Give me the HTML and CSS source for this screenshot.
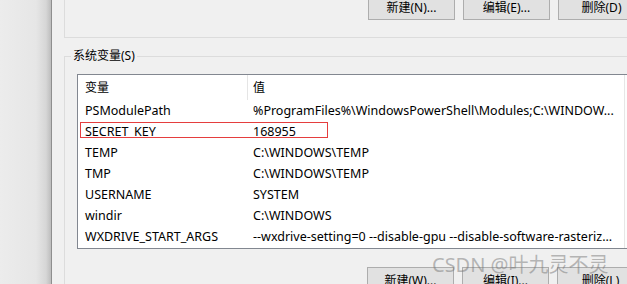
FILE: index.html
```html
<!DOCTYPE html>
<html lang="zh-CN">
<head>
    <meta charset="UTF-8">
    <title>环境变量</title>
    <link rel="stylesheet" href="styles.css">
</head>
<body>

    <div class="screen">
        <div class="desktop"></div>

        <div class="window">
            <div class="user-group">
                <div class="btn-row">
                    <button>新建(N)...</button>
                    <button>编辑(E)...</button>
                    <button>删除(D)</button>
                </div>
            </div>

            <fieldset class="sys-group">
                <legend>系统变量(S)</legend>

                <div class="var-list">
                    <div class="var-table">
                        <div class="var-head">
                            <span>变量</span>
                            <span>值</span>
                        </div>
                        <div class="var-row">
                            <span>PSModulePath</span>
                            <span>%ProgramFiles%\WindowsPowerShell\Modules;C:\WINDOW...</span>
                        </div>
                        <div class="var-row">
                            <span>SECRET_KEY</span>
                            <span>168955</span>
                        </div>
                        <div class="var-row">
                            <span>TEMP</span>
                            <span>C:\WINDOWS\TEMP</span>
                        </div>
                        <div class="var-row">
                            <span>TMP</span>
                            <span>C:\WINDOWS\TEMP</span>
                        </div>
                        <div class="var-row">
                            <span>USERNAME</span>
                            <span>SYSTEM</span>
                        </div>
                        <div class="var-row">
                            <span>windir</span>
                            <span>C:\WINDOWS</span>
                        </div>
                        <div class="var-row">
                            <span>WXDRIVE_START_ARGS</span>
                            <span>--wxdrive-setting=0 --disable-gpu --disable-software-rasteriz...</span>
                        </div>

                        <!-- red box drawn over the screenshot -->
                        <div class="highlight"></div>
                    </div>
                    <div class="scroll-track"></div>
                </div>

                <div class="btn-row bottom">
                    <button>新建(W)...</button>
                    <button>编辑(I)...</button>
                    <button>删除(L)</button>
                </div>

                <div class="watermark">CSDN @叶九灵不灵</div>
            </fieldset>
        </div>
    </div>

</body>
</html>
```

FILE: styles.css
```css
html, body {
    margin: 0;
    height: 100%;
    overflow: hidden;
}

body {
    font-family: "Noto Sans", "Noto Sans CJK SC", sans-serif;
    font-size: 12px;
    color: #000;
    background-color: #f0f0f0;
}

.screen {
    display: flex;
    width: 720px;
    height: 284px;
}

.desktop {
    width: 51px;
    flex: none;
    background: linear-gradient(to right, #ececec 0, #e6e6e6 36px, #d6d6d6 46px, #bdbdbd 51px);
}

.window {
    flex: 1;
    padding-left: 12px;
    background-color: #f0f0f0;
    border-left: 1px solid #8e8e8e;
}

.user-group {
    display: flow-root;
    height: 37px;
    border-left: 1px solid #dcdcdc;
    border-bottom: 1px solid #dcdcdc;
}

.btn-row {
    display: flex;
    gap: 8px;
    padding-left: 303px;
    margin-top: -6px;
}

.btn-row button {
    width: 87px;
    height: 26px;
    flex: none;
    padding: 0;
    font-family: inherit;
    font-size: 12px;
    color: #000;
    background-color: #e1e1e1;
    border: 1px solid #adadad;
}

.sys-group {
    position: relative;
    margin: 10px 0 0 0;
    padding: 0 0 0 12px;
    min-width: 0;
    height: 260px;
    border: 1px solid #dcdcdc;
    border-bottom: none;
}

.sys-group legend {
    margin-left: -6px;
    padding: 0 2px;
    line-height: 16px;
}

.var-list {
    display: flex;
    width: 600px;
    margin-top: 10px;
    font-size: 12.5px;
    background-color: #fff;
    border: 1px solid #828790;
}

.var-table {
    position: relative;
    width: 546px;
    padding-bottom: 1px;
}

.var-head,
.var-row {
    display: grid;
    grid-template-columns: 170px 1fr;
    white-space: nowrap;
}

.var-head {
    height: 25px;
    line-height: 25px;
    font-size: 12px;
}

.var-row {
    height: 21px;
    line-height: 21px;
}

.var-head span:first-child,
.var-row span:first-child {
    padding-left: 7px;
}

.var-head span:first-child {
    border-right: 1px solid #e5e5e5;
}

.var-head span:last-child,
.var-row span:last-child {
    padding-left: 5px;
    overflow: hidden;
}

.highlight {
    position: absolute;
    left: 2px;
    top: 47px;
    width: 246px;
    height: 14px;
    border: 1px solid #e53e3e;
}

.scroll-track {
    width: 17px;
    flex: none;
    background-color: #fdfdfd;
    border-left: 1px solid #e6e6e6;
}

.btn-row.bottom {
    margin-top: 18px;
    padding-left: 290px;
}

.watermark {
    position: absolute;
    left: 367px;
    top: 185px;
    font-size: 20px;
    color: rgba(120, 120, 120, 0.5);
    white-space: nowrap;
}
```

▶ **What is required**
Restate the whole listing above exactly, except for its images.

▶ **Solution for this task**
Give me the HTML and CSS source for this screenshot.
FILE: index.html
```html
<!DOCTYPE html>
<html lang="zh-CN">
<head>
    <meta charset="UTF-8">
    <title>环境变量</title>
    <link rel="stylesheet" href="styles.css">
</head>
<body>

    <div class="screen">
        <div class="desktop"></div>

        <div class="window">
            <div class="user-group">
                <div class="btn-row">
                    <button>新建(N)...</button>
                    <button>编辑(E)...</button>
                    <button>删除(D)</button>
                </div>
            </div>

            <fieldset class="sys-group">
                <legend>系统变量(S)</legend>

                <div class="var-list">
                    <div class="var-table">
                        <div class="var-head">
                            <span>变量</span>
                            <span>值</span>
                        </div>
                        <div class="var-row">
                            <span>PSModulePath</span>
                            <span>%ProgramFiles%\WindowsPowerShell\Modules;C:\WINDOW...</span>
                        </div>
                        <div class="var-row">
                            <span>SECRET_KEY</span>
                            <span>168955</span>
                        </div>
                        <div class="var-row">
                            <span>TEMP</span>
                            <span>C:\WINDOWS\TEMP</span>
                        </div>
                        <div class="var-row">
                            <span>TMP</span>
                            <span>C:\WINDOWS\TEMP</span>
                        </div>
                        <div class="var-row">
                            <span>USERNAME</span>
                            <span>SYSTEM</span>
                        </div>
                        <div class="var-row">
                            <span>windir</span>
                            <span>C:\WINDOWS</span>
                        </div>
                        <div class="var-row">
                            <span>WXDRIVE_START_ARGS</span>
                            <span>--wxdrive-setting=0 --disable-gpu --disable-software-rasteriz...</span>
                        </div>

                        <!-- red box drawn over the screenshot -->
                        <div class="highlight"></div>
                    </div>
                    <div class="scroll-track"></div>
                </div>

                <div class="btn-row bottom">
                    <button>新建(W)...</button>
                    <button>编辑(I)...</button>
                    <button>删除(L)</button>
                </div>

                <div class="watermark">CSDN @叶九灵不灵</div>
            </fieldset>
        </div>
    </div>

</body>
</html>
```

FILE: styles.css
```css
html, body {
    margin: 0;
    height: 100%;
    overflow: hidden;
}

body {
    font-family: "Noto Sans", "Noto Sans CJK SC", sans-serif;
    font-size: 12px;
    color: #000;
    background-color: #f0f0f0;
}

.screen {
    display: flex;
    width: 720px;
    height: 284px;
}

.desktop {
    width: 51px;
    flex: none;
    background: linear-gradient(to right, #ececec 0, #e6e6e6 36px, #d6d6d6 46px, #bdbdbd 51px);
}

.window {
    flex: 1;
    padding-left: 12px;
    background-color: #f0f0f0;
    border-left: 1px solid #8e8e8e;
}

.user-group {
    display: flow-root;
    height: 37px;
    border-left: 1px solid #dcdcdc;
    border-bottom: 1px solid #dcdcdc;
}

.btn-row {
    display: flex;
    gap: 8px;
    padding-left: 303px;
    margin-top: -6px;
}

.btn-row button {
    width: 87px;
    height: 26px;
    flex: none;
    padding: 0;
    font-family: inherit;
    font-size: 12px;
    color: #000;
    background-color: #e1e1e1;
    border: 1px solid #adadad;
}

.sys-group {
    position: relative;
    margin: 10px 0 0 0;
    padding: 0 0 0 12px;
    min-width: 0;
    height: 260px;
    border: 1px solid #dcdcdc;
    border-bottom: none;
}

.sys-group legend {
    margin-left: -6px;
    padding: 0 2px;
    line-height: 16px;
}

.var-list {
    display: flex;
    width: 600px;
    margin-top: 10px;
    font-size: 12.5px;
    background-color: #fff;
    border: 1px solid #828790;
}

.var-table {
    position: relative;
    width: 546px;
    padding-bottom: 1px;
}

.var-head,
.var-row {
    display: grid;
    grid-template-columns: 170px 1fr;
    white-space: nowrap;
}

.var-head {
    height: 25px;
    line-height: 25px;
    font-size: 12px;
}

.var-row {
    height: 21px;
    line-height: 21px;
}

.var-head span:first-child,
.var-row span:first-child {
    padding-left: 7px;
}

.var-head span:first-child {
    border-right: 1px solid #e5e5e5;
}

.var-head span:last-child,
.var-row span:last-child {
    padding-left: 5px;
    overflow: hidden;
}

.highlight {
    position: absolute;
    left: 2px;
    top: 47px;
    width: 246px;
    height: 14px;
    border: 1px solid #e53e3e;
}

.scroll-track {
    width: 17px;
    flex: none;
    background-color: #fdfdfd;
    border-left: 1px solid #e6e6e6;
}

.btn-row.bottom {
    margin-top: 18px;
    padding-left: 290px;
}

.watermark {
    position: absolute;
    left: 367px;
    top: 185px;
    font-size: 20px;
    color: rgba(120, 120, 120, 0.5);
    white-space: nowrap;
}
```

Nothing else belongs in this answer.